Click of death (Score:5, Interesting)
My worst IT disaster was suffering from a hard drive failure, click of death. I had warning of a few days of it, and I deliberately kept the pc on 24/7 instead of normal switch on/off, to make sure the drive stayed alive until its replacement arrived.
Obviously I had to turn the pc off to change the drive, it was not hot-swapable. When I powerd the pc up, the old hard drive failed, didn't work at all. I was faced with losing all the data on it. I left the drive alone for months wondering what to do, reading different ideas online, some of them weird.
Eventually I decided to try the least distructive idea first. I put a sheet of paper on the failed drive to make sure the label doesn't come off, and heated up the clothes iron, then applied the iron directly onto the top of the hard drive. When the drive casing was wam enough (not so hot as to make it hard to carry), I took it to my pc, and powered up.
The failed hard drive came to life, and I managed to grab all the files on it onto the new hard drive, uncorrupted.
Out of interest, the failed drive failed about three months before I do forced drive change as a backup / failure prevention. I got lucky.
Re: (Score:3)
Wait, what?
Not sure how much $$$ (Score:2)
F-16 panel flew off in flight (Score:5, Interesting)
Someone found it overnight, and held it up at the morning meeting. "Anyone know where this goes?" Unfortunately, I did not recognize it as a part one of my systems.
Aircraft flew, panel breaks off, punching several other holes in the side as it departs.
Training mission aborted. much sheet metal work needed.
Actual repair cost? Unknown, but easily 5 figures if not more.
Power cable mistake (Score:2, Interesting)
Working for a desktop publishing house in it. Spent just under $4000 on 36 inch flat panel displays. Accidentally plugged in printer power cable. Immediately fried monitor. My boss was not happy. The internship did not go well the rest of. The summer.
2 million (Score:2)
I let a upgrade bug slip by me during a software upgrade for the accounting software. In retrospect it should have been caught before it got out of hand. It got out of hand in about 3-4 seconds and had a cascading effect bringing down the whole datacenter for the company.
It happened when a "guaranteed" bid was due for a 2 million dollar job. We had nothing. Not so guaranteed...

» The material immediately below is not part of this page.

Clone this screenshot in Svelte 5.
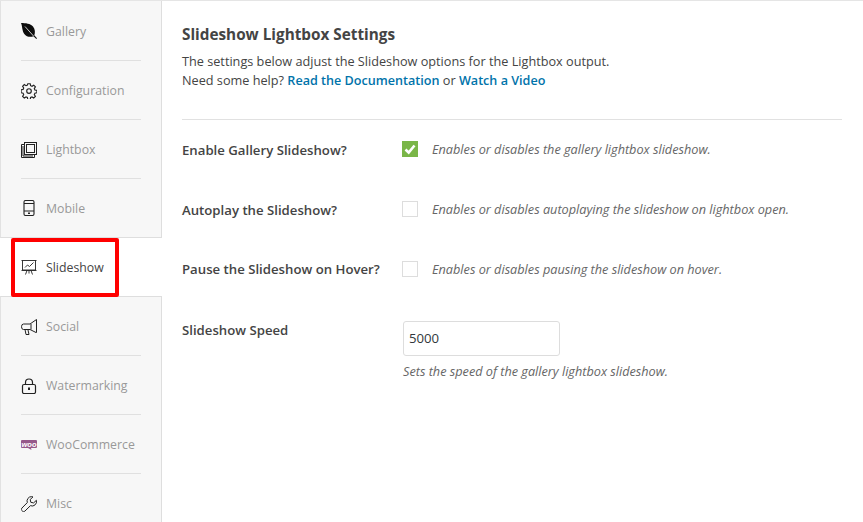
<script>
  const tabs = [
    { id: 'gallery', label: 'Gallery' },
    { id: 'config', label: 'Configuration' },
    { id: 'lightbox', label: 'Lightbox' },
    { id: 'mobile', label: 'Mobile' },
    { id: 'slideshow', label: 'Slideshow', active: true },
    { id: 'social', label: 'Social' },
    { id: 'water', label: 'Watermarking' },
    { id: 'woo', label: 'WooCommerce' },
    { id: 'misc', label: 'Misc' }
  ];
</script>

<div class="page">
  <nav class="side">
    {#each tabs as t}
      <div class="tab {t.id}" class:active={t.active}>
        <span class="ico">
          {#if t.id === 'gallery'}
            <svg viewBox="0 0 16 16" width="16" height="16"><path d="M0 0 C4.500 0 9.500 .5 12 3.500 C14.300 6.300 14.300 9.800 13.300 12.300 L16 15.200 L15.300 16 L12.500 13.200 C9.500 14.500 5.500 14 3.300 11 C1 8 1.500 3.500 0 0Z" fill="#0c0c0c"/><path d="M4 3.500 L12.500 13" stroke="#f7f7f7" stroke-width=".8"/></svg>
          {:else if t.id === 'config'}
            <svg viewBox="0 0 16 16" width="16" height="16" fill="none" stroke="#222" stroke-width="1.150"><path d="M6.800.7h2.400l.4 2 1.400.6 1.700-1.100 1.700 1.700-1.100 1.700.6 1.400 2 .4v2.400l-2 .4-.6 1.400 1.100 1.700-1.700 1.700-1.700-1.100-1.400.6-.4 2H6.800l-.4-2-1.400-.6-1.700 1.100-1.700-1.700 1.100-1.700-.6-1.400-2-.4V6.800l2-.4.6-1.400-1.100-1.700 1.700-1.700 1.700 1.100 1.400-.6z"/><circle cx="8" cy="8" r="2.300"/></svg>
          {:else if t.id === 'lightbox'}
            <svg viewBox="0 0 16 16" width="16" height="16" fill="none" stroke="#222" stroke-width="1"><rect x="3.500" y=".5" width="12" height="12"/><rect x="5.500" y="2.500" width="8" height="8"/><path d="M3.500 2.500 H.5 V15.500 H13.500 V12.500"/><path d="M2 4 V14 H12"/></svg>
          {:else if t.id === 'mobile'}
            <svg viewBox="0 0 16 16" width="16" height="16" fill="none" stroke="#222" stroke-width="1.100"><rect x="3" y=".5" width="10" height="15" rx="1.500"/><path d="M3 3.500h10M3 11h10"/><rect x="7" y="12.500" width="2" height="1.500" fill="#222" stroke="none"/></svg>
          {:else if t.id === 'slideshow'}
            <svg viewBox="0 0 16 16" width="16" height="16" fill="none" stroke="#222" stroke-width=".9"><path d="M.5 1.500h15M1.500 1.500v9.500h13V1.500M.5 11.500h15"/><path d="M4 8.500 6.500 6l2 1.500L12.500 3.500" stroke-width=".9"/><path d="M6 11.500 4.500 15.500M10 11.500l1.500 4M8 11.500v3"/></svg>
          {:else if t.id === 'social'}
            <svg viewBox="0 0 16 16" width="16" height="16" fill="none" stroke="#222" stroke-width="1"><path d="M15.500 .5 V13.500 H15 L9 10.500 H2.500 A2 2.750 0 0 1 2.500 5 H9 Z"/><path d="M10 5V10.500"/><path d="M4 10.500 5 15.500 H8 L7 11"/></svg>
          {:else if t.id === 'water'}
            <svg viewBox="0 0 16 16" width="16" height="16" fill="none" stroke="#222" stroke-width="1.200"><rect x="1.500" y="6.500" width="13" height="9" rx="1.500"/><path d="M4.500 6.500V4.500a3.500 3.500 0 0 1 7 0v2"/><path d="M8 9.500v2.500" stroke-width="2"/></svg>
          {:else if t.id === 'woo'}
            <svg viewBox="0 0 16 10" width="16" height="10"><path d="M1 0h14a1 1 0 0 1 1 1v6a1 1 0 0 1-1 1H10l.5 2L7 8H1a1 1 0 0 1-1-1V1a1 1 0 0 1 1-1z" fill="#96588a"/><text x="8" y="6.800" text-anchor="middle" class="woot">woo</text></svg>
          {:else}
            <svg viewBox="0 0 16 16" width="16" height="16" fill="none" stroke="#222" stroke-width="1"><path d="M10.500.6a4.500 4.500 0 0 0-4.200 6L.8 12.200a1.700 1.700 0 0 0 0 2.300l.7.700a1.700 1.700 0 0 0 2.300 0l5.600-5.500a4.500 4.500 0 0 0 6-5.400l-2.800 2.600-2.800-.6-.6-2.800L12 .9a4.500 4.500 0 0 0-1.500-.3z"/></svg>
          {/if}
        </span>
        <span class="label">{t.label}</span>
      </div>
    {/each}
  </nav>

  <main class="main">
    <h2>Slideshow Lightbox Settings</h2>
    <p class="intro">The settings below adjust the Slideshow options for the Lightbox output.<br />Need some help? <a href="#a">Read the Documentation</a> or <a href="#b">Watch a Video</a></p>
    <hr />
    <div class="row r1 low">
      <div class="name">Enable Gallery Slideshow?</div>
      <div class="val">
        <span class="box on"><svg viewBox="0 0 16 16" width="16" height="16"><path d="M3.500 8.500 6.700 11.500 12.500 4.500" fill="none" stroke="#fff" stroke-width="2.600"/></svg></span>
        <em>Enables or disables the gallery lightbox slideshow.</em>
      </div>
    </div>
    <div class="row r2 low">
      <div class="name">Autoplay the Slideshow?</div>
      <div class="val"><span class="box"></span><em>Enables or disables autoplaying the slideshow on lightbox open.</em></div>
    </div>
    <div class="row r2">
      <div class="name">Pause the Slideshow on Hover?</div>
      <div class="val"><span class="box"></span><em>Enables or disables pausing the slideshow on hover.</em></div>
    </div>
    <div class="row speed">
      <div class="name">Slideshow Speed</div>
      <div class="stack">
        <div class="input">5000</div>
        <em>Sets the speed of the gallery lightbox slideshow.</em>
      </div>
    </div>
  </main>
  <div class="marker"></div>
</div>

<style>
  :global(body) { margin: 0; background: #fff; }
  .page {
    position: relative;
    width: 863px;
    height: 522px;
    overflow: hidden;
    display: flex;
    font-family: "Open Sans", sans-serif;
    font-size: 12.7px;
    color: #444;
    box-sizing: border-box;
    border-top: 1px solid #e5e5e5;
  }
  .side { width: 162px; flex: none; }
  .tab {
    height: 59px;
    box-sizing: border-box;
    background: #f7f7f7;
    border-left: 1px solid #e2e2e2;
    border-right: 1px solid #dedede;
    padding-left: 20px;
    display: flex;
    align-items: center;
    position: relative;
  }
  .tab::after {
    content: "";
    position: absolute;
    left: 20px;
    width: 120px;
    bottom: 0;
    height: 1px;
    background: #e0e0e0;
  }
  .tab.mobile::after, .tab.slideshow::after, .tab.misc::after { display: none; }
  .tab.gallery { height: 60px; }
  .tab.mobile { border-bottom: 1px solid #dedede; }
  .tab.slideshow {
    height: 58px;
    background: #fff;
    border-left: 0;
    border-right: 0;
    padding-left: 21px;
  }
  .tab.social { height: 60px; border-top: 1px solid #dedede; }
  .ico { width: 16px; height: 16px; display: flex; align-items: center; margin-right: 9px; }
  .ico svg { display: block; }
  .woot {
    font-family: "Liberation Sans", sans-serif;
    font-size: 7.500px;
    font-weight: 700;
    font-style: italic;
    fill: #fff;
  }
  .label { color: #999; white-space: nowrap; font-size: 12.300px; }
  .active .label { color: #444; }
  .main { flex: 1; padding: 0 21px 0 20px; min-width: 0; }
  h2 {
    margin: 23px 0 0;
    font-size: 15.300px;
    line-height: 20px;
    font-weight: 700;
    color: #444;
  }
  .intro { margin: 8px 0 0; line-height: 19px; }
  .intro a { color: #0073aa; font-weight: 600; font-size: 12.600px; text-decoration: none; }
  hr { border: 0; height: 1px; background: #e1e1e1; margin: 29px 0 0; }
  .row { display: flex; }
  .name { width: 220px; flex: none; font-weight: 600; font-size: 13.200px; line-height: 20px; }
  .low .name { padding-top: 1px; }
  .val { display: flex; align-items: center; height: 20px; }
  .r1 { margin-top: 19px; }
  .r2 { margin-top: 40px; }
  .low + .r2 { margin-top: 39px; }
  .r1 + .r2 { margin-top: 39px; }
  .box {
    width: 16px; height: 16px; box-sizing: border-box;
    border: 1px solid #ddd; background: #fff; margin-right: 14px; flex: none;
  }
  .box.on { background: #7ab648; border: 0; }
  .box svg { display: block; }
  em { color: #666; font-style: italic; font-size: 12.700px; white-space: nowrap; line-height: 18px; }
  .speed { margin-top: 42px; }
  .speed .name { margin-top: -1px; }
  .stack { margin-left: 1px; }
  .input {
    width: 157px; height: 35px; box-sizing: border-box;
    border: 1px solid #ddd; border-radius: 3px;
    padding-left: 5px; line-height: 33px; font-size: 13.200px; color: #32373c;
    margin-bottom: 7px;
  }
  .stack em { display: block; line-height: 16px; }
  .marker {
    position: absolute;
    left: 11px; top: 237px;
    width: 108px; height: 59px;
    box-sizing: border-box;
    border: 4px solid #f00;
    border-radius: 2px;
  }
</style>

Fortunately (?) I had a ownership stake in the company; so I also screwed myself too. Figuring ~12% profit on the job was typical an
~$60k (Score:2)
Just my time (Score:3)
Six or so years ago I was using a (fairly cheap) Virtual Private Server as a dev/testing box for a pet project of mine.
The VPS company was bought by a larger company, and prices were to double on the next billing period. I hastily chose a new provider without doing any research. I paid for 3 months of service in advance, got the container set up the way I like, migrated all of my data over, and was up and running.
2 months in the new provider vanished, along with all of my data. I wasn't very concerned about the months worth of money I had lost by not getting the 3 months I had paid for, I think it was only about $15. "Okay," I thought. I'll just pull my data out of my nightly backups and move on. It turns out I forgot to adjust my local cron script that pulled the data over rsync to the new IP address. My backups had not been pulled in over 2 months.
Luckily it wasn't very important, as it didn't make me any month and was mostly just for fun. I ended up starting over from scratch and ended up with a better system anyway.
I learned my lesson, though.
The Final Nail (Score:5, Interesting)
The total cost was actually weet FA in numbers terms, but I think I put the final nail in the company's coffin.
My first 'job' was a jobbridge internship with a 'small' company. Small enough that I was literally person number three on the employee roster. The company worked in the renewable energy sector, and had been hammered pretty hard over the last few years by The Recession as domestic and corporate purse strings were pulled tighter and tighter.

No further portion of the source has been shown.